══ The records
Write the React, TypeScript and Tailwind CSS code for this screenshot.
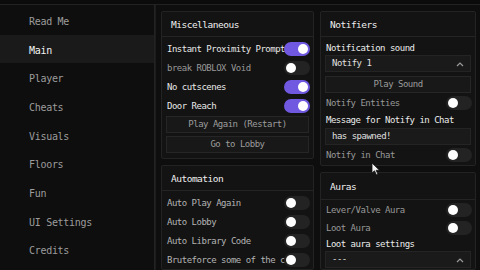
import React from "react";

const mono = { fontFamily: '"DejaVu Sans Mono", "Liberation Mono", monospace' };

function Toggle({ on }: { on?: boolean }) {
  return on ? (
    <div className="w-[26px] h-[14px] rounded-full bg-[#7059e0] flex items-center justify-end pr-[2px] shrink-0">
      <div className="w-[10px] h-[10px] rounded-full bg-white" />
    </div>
  ) : (
    <div className="w-[26px] h-[14px] rounded-full bg-[#232323] flex items-center justify-start pl-[2px] shrink-0">
      <div className="w-[10px] h-[10px] rounded-full bg-white" />
    </div>
  );
}

function Row({ label, on, tone = "on", h = "h-[19px]" }: { label: string; on?: boolean; tone?: "on" | "dim" | "mid"; h?: string }) {
  const color = tone === "dim" ? "text-[#989898]" : tone === "mid" ? "text-[#b4b4b4]" : "text-[#e8e8e8]";
  return (
    <div className={`flex items-center pl-[5px] pr-[3px] ${h}`}>
      <span className={`flex-1 min-w-0 pt-[2px] text-[9px] tracking-[-0.5px] whitespace-nowrap overflow-visible ${color}`}>
        {label}
      </span>
      <div className="relative z-10">
        <Toggle on={on} />
      </div>
    </div>
  );
}

function Header({ title, h = "h-[25px]" }: { title: string; h?: string }) {
  return (
    <div className={`${h} border-b border-[#242424] flex items-center pl-[9px] pt-[2px] text-[9.5px] tracking-[-0.5px] text-[#f0f0f0]`}>
      {title}
    </div>
  );
}

function Button({ label }: { label: string }) {
  return (
    <div className="mx-[4px] h-[17px] bg-[#181818] border border-[#262626] flex items-center justify-center text-[9px] tracking-[-0.5px] text-[#9c9c9c]">
      {label}
    </div>
  );
}

function Dropdown({ value }: { value: string }) {
  return (
    <div className="mx-[4px] h-[17px] bg-[#1a1a1a] border border-[#242424] flex items-center justify-between pl-[6px] pr-[6px] text-[9px] tracking-[-0.5px] text-[#e0e0e0]">
      <span>{value}</span>
      <svg width="8" height="6" viewBox="0 0 8 6">
        <path d="M1 5 L4 2 L7 5" stroke="#9a9a9a" strokeWidth="1.2" fill="none" />
      </svg>
    </div>
  );
}

function Label({ text }: { text: string }) {
  return (
    <div className="h-[14px] flex items-center pl-[5px] pt-[2px] text-[9px] tracking-[-0.5px] text-[#ececec] whitespace-nowrap">
      {text}
    </div>
  );
}

const sidebar = ["Read Me", "Main", "Player", "Cheats", "Visuals", "Floors", "Fun", "UI Settings", "Credits"];

export default function App() {
  return (
    <div style={mono} className="w-[480px] h-[270px] bg-[#0e0e0e] overflow-hidden relative">
      <div className="h-[5px] border-b border-[#222] bg-[#0b0b0b]" />
      <div className="flex h-[265px]">
        <div className="w-[155px] border-r border-[#232323] pt-[1px] shrink-0">
          {sidebar.map((s) => (
            <div
              key={s}
              className={`h-[28.7px] flex items-center pl-[29px] pt-[2px] text-[10px] tracking-[-0.3px] ${
                s === "Main" ? "bg-[#1a1a1a] text-[#f2f2f2]" : "text-[#9c9c9c]"
              }`}
            >
              {s}
            </div>
          ))}
        </div>
        <div className="flex gap-[6px] pl-[5px] pt-[6px] border-l border-[#1c1c1c]">
          <div className="w-[153px] flex flex-col gap-[6px]">
            <div className="bg-[#131313] border border-[#232323] rounded-[2px] pb-[5px]">
              <Header title="Miscellaneous" />
              <div className="pt-[2px]">
                <Row label="Instant Proximity Prompt" on />
                <Row label="break ROBLOX Void" tone="dim" />
                <Row label="No cutscenes" on />
                <Row label="Door Reach" on />
              </div>
              <div className="mt-[1px] flex flex-col gap-[3px]">
                <Button label="Play Again (Restart)" />
                <Button label="Go to Lobby" />
              </div>
            </div>
            <div className="bg-[#131313] border border-[#232323] rounded-[2px] flex-1 overflow-hidden">
              <Header title="Automation" />
              <div className="pt-[2px]">
                <Row label="Auto Play Again" tone="mid" />
                <Row label="Auto Lobby" tone="mid" />
                <Row label="Auto Library Code" tone="mid" />
                <Row label="Bruteforce some of the code" tone="mid" />
              </div>
            </div>
          </div>
          <div className="w-[156px] flex flex-col gap-[6px]">
            <div className="bg-[#131313] border border-[#232323] rounded-[2px]">
              <Header title="Notifiers" />
              <div className="pt-[4px]">
                <Label text="Notification sound" />
                <Dropdown value="Notify 1" />
                <div className="mt-[4px]">
                  <Button label="Play Sound" />
                </div>
                <Row label="Notify Entities" tone="dim" h="h-[20px]" />
                <Label text="Message for Notify in Chat" />
                <div className="mt-[1px] mx-[4px] h-[17px] bg-[#1a1a1a] border border-[#242424] flex items-center pl-[6px] text-[9px] tracking-[-0.5px] text-[#e0e0e0]">
                  has spawned!
                </div>
                <Row label="Notify in Chat" tone="dim" h="h-[20px]" />
              </div>
            </div>
            <div className="bg-[#131313] border border-[#232323] rounded-[2px] flex-1">
              <Header title="Auras" h="h-[27px]" />
              <div className="pt-[1px]">
                <Row label="Lever/Valve Aura" tone="dim" h="h-[18px]" />
                <Row label="Loot Aura" tone="dim" h="h-[18px]" />
                <Label text="Loot aura settings" />
                <Dropdown value="---" />
              </div>
            </div>
          </div>
        </div>
      </div>
      <svg className="absolute left-[371px] top-[162px]" width="10" height="14" viewBox="0 0 10 14">
        <path d="M1 1 L1 11 L3.5 8.8 L5.5 13 L7 12.3 L5.1 8.3 L8.5 8.3 Z" fill="#f4f4f4" stroke="#111" strokeWidth="0.8" />
      </svg>
    </div>
  );
}
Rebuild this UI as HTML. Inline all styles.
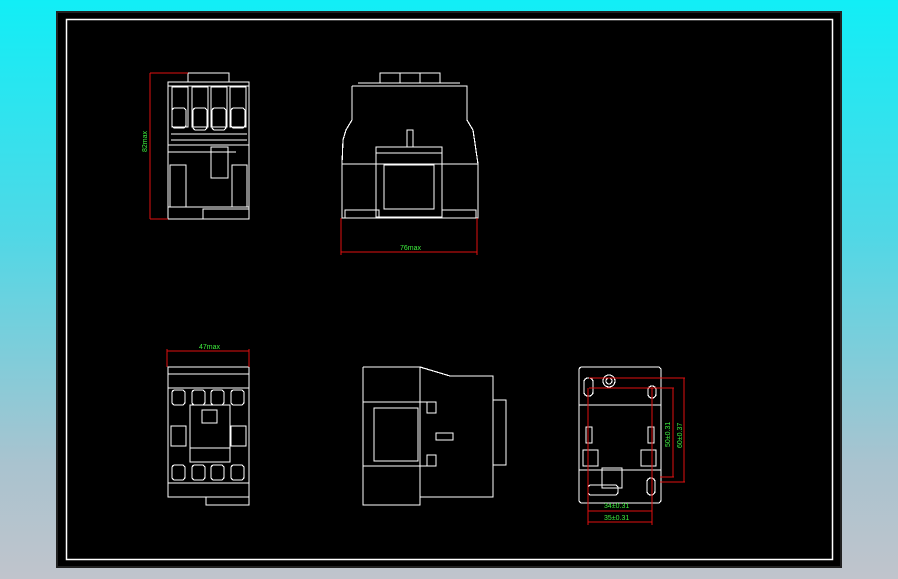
════
To be done » Return each line from the material above exactly, but not the pictures.

Right answer »
Write the React, TypeScript and Tailwind CSS code for this screenshot.
import React from "react";

const mono = { fontFamily: '"DejaVu Sans Mono", "Liberation Mono", monospace' };

function Toggle({ on }: { on?: boolean }) {
  return on ? (
    <div className="w-[26px] h-[14px] rounded-full bg-[#7059e0] flex items-center justify-end pr-[2px] shrink-0">
      <div className="w-[10px] h-[10px] rounded-full bg-white" />
    </div>
  ) : (
    <div className="w-[26px] h-[14px] rounded-full bg-[#232323] flex items-center justify-start pl-[2px] shrink-0">
      <div className="w-[10px] h-[10px] rounded-full bg-white" />
    </div>
  );
}

function Row({ label, on, tone = "on", h = "h-[19px]" }: { label: string; on?: boolean; tone?: "on" | "dim" | "mid"; h?: string }) {
  const color = tone === "dim" ? "text-[#989898]" : tone === "mid" ? "text-[#b4b4b4]" : "text-[#e8e8e8]";
  return (
    <div className={`flex items-center pl-[5px] pr-[3px] ${h}`}>
      <span className={`flex-1 min-w-0 pt-[2px] text-[9px] tracking-[-0.5px] whitespace-nowrap overflow-visible ${color}`}>
        {label}
      </span>
      <div className="relative z-10">
        <Toggle on={on} />
      </div>
    </div>
  );
}

function Header({ title, h = "h-[25px]" }: { title: string; h?: string }) {
  return (
    <div className={`${h} border-b border-[#242424] flex items-center pl-[9px] pt-[2px] text-[9.5px] tracking-[-0.5px] text-[#f0f0f0]`}>
      {title}
    </div>
  );
}

function Button({ label }: { label: string }) {
  return (
    <div className="mx-[4px] h-[17px] bg-[#181818] border border-[#262626] flex items-center justify-center text-[9px] tracking-[-0.5px] text-[#9c9c9c]">
      {label}
    </div>
  );
}

function Dropdown({ value }: { value: string }) {
  return (
    <div className="mx-[4px] h-[17px] bg-[#1a1a1a] border border-[#242424] flex items-center justify-between pl-[6px] pr-[6px] text-[9px] tracking-[-0.5px] text-[#e0e0e0]">
      <span>{value}</span>
      <svg width="8" height="6" viewBox="0 0 8 6">
        <path d="M1 5 L4 2 L7 5" stroke="#9a9a9a" strokeWidth="1.2" fill="none" />
      </svg>
    </div>
  );
}

function Label({ text }: { text: string }) {
  return (
    <div className="h-[14px] flex items-center pl-[5px] pt-[2px] text-[9px] tracking-[-0.5px] text-[#ececec] whitespace-nowrap">
      {text}
    </div>
  );
}

const sidebar = ["Read Me", "Main", "Player", "Cheats", "Visuals", "Floors", "Fun", "UI Settings", "Credits"];

export default function App() {
  return (
    <div style={mono} className="w-[480px] h-[270px] bg-[#0e0e0e] overflow-hidden relative">
      <div className="h-[5px] border-b border-[#222] bg-[#0b0b0b]" />
      <div className="flex h-[265px]">
        <div className="w-[155px] border-r border-[#232323] pt-[1px] shrink-0">
          {sidebar.map((s) => (
            <div
              key={s}
              className={`h-[28.7px] flex items-center pl-[29px] pt-[2px] text-[10px] tracking-[-0.3px] ${
                s === "Main" ? "bg-[#1a1a1a] text-[#f2f2f2]" : "text-[#9c9c9c]"
              }`}
            >
              {s}
            </div>
          ))}
        </div>
        <div className="flex gap-[6px] pl-[5px] pt-[6px] border-l border-[#1c1c1c]">
          <div className="w-[153px] flex flex-col gap-[6px]">
            <div className="bg-[#131313] border border-[#232323] rounded-[2px] pb-[5px]">
              <Header title="Miscellaneous" />
              <div className="pt-[2px]">
                <Row label="Instant Proximity Prompt" on />
                <Row label="break ROBLOX Void" tone="dim" />
                <Row label="No cutscenes" on />
                <Row label="Door Reach" on />
              </div>
              <div className="mt-[1px] flex flex-col gap-[3px]">
                <Button label="Play Again (Restart)" />
                <Button label="Go to Lobby" />
              </div>
            </div>
            <div className="bg-[#131313] border border-[#232323] rounded-[2px] flex-1 overflow-hidden">
              <Header title="Automation" />
              <div className="pt-[2px]">
                <Row label="Auto Play Again" tone="mid" />
                <Row label="Auto Lobby" tone="mid" />
                <Row label="Auto Library Code" tone="mid" />
                <Row label="Bruteforce some of the code" tone="mid" />
              </div>
            </div>
          </div>
          <div className="w-[156px] flex flex-col gap-[6px]">
            <div className="bg-[#131313] border border-[#232323] rounded-[2px]">
              <Header title="Notifiers" />
              <div className="pt-[4px]">
                <Label text="Notification sound" />
                <Dropdown value="Notify 1" />
                <div className="mt-[4px]">
                  <Button label="Play Sound" />
                </div>
                <Row label="Notify Entities" tone="dim" h="h-[20px]" />
                <Label text="Message for Notify in Chat" />
                <div className="mt-[1px] mx-[4px] h-[17px] bg-[#1a1a1a] border border-[#242424] flex items-center pl-[6px] text-[9px] tracking-[-0.5px] text-[#e0e0e0]">
                  has spawned!
                </div>
                <Row label="Notify in Chat" tone="dim" h="h-[20px]" />
              </div>
            </div>
            <div className="bg-[#131313] border border-[#232323] rounded-[2px] flex-1">
              <Header title="Auras" h="h-[27px]" />
              <div className="pt-[1px]">
                <Row label="Lever/Valve Aura" tone="dim" h="h-[18px]" />
                <Row label="Loot Aura" tone="dim" h="h-[18px]" />
                <Label text="Loot aura settings" />
                <Dropdown value="---" />
              </div>
            </div>
          </div>
        </div>
      </div>
      <svg className="absolute left-[371px] top-[162px]" width="10" height="14" viewBox="0 0 10 14">
        <path d="M1 1 L1 11 L3.5 8.8 L5.5 13 L7 12.3 L5.1 8.3 L8.5 8.3 Z" fill="#f4f4f4" stroke="#111" strokeWidth="0.8" />
      </svg>
    </div>
  );
}
Rebuild this UI as HTML. Inline all styles.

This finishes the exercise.